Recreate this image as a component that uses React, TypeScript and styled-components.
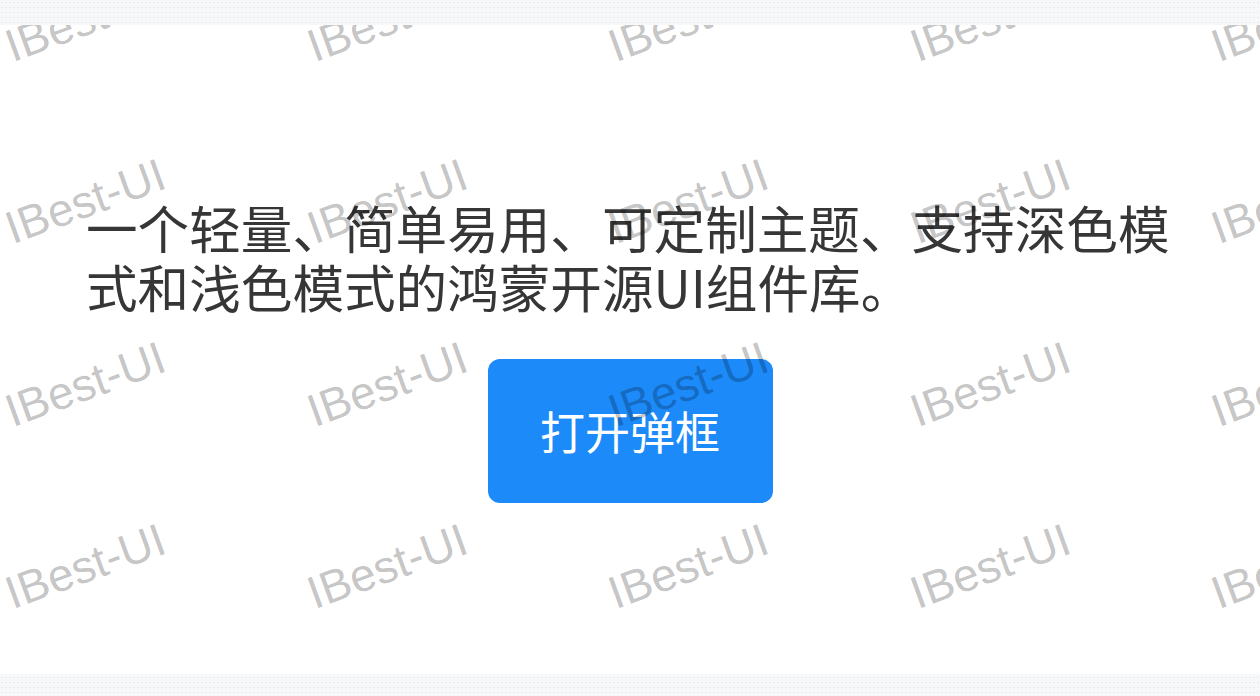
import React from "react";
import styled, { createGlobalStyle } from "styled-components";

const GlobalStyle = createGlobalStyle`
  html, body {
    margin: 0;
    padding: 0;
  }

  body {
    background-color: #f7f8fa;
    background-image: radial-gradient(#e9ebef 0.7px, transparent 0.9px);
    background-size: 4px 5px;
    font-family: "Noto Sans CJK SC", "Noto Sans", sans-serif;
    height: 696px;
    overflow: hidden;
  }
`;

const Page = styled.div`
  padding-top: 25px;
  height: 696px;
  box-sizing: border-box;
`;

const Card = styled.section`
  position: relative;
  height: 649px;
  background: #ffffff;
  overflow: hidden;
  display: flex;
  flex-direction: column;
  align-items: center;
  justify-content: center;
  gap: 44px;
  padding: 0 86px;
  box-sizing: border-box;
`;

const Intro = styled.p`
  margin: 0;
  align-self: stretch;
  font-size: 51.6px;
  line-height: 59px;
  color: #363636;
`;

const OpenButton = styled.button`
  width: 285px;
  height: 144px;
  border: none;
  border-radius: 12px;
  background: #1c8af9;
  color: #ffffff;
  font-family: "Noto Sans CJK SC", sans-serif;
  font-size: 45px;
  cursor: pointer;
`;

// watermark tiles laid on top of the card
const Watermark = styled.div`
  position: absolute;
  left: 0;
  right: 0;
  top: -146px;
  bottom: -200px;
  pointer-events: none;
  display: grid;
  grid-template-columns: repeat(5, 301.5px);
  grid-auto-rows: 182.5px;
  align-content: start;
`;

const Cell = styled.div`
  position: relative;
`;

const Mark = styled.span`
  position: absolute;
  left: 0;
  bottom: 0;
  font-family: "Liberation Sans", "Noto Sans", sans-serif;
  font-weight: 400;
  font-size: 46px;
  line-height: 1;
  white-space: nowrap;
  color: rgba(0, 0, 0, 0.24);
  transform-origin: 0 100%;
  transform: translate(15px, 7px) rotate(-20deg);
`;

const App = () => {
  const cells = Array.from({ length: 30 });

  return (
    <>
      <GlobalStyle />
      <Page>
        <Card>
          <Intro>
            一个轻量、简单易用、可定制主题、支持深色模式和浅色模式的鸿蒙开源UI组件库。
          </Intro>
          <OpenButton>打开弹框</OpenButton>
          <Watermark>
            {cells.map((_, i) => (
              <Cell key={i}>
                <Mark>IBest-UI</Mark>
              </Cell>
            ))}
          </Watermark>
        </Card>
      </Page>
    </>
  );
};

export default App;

--*--

WHAT IS BEING ASKED: Identify the lines that hold the word "styled". Copy every one of them.

THE REPLY:
Recreate this image as a component that uses React, TypeScript and styled-components.
import styled, { createGlobalStyle } from "styled-components";
const Page = styled.div`
const Card = styled.section`
const Intro = styled.p`
const OpenButton = styled.button`
const Watermark = styled.div`
const Cell = styled.div`
const Mark = styled.span`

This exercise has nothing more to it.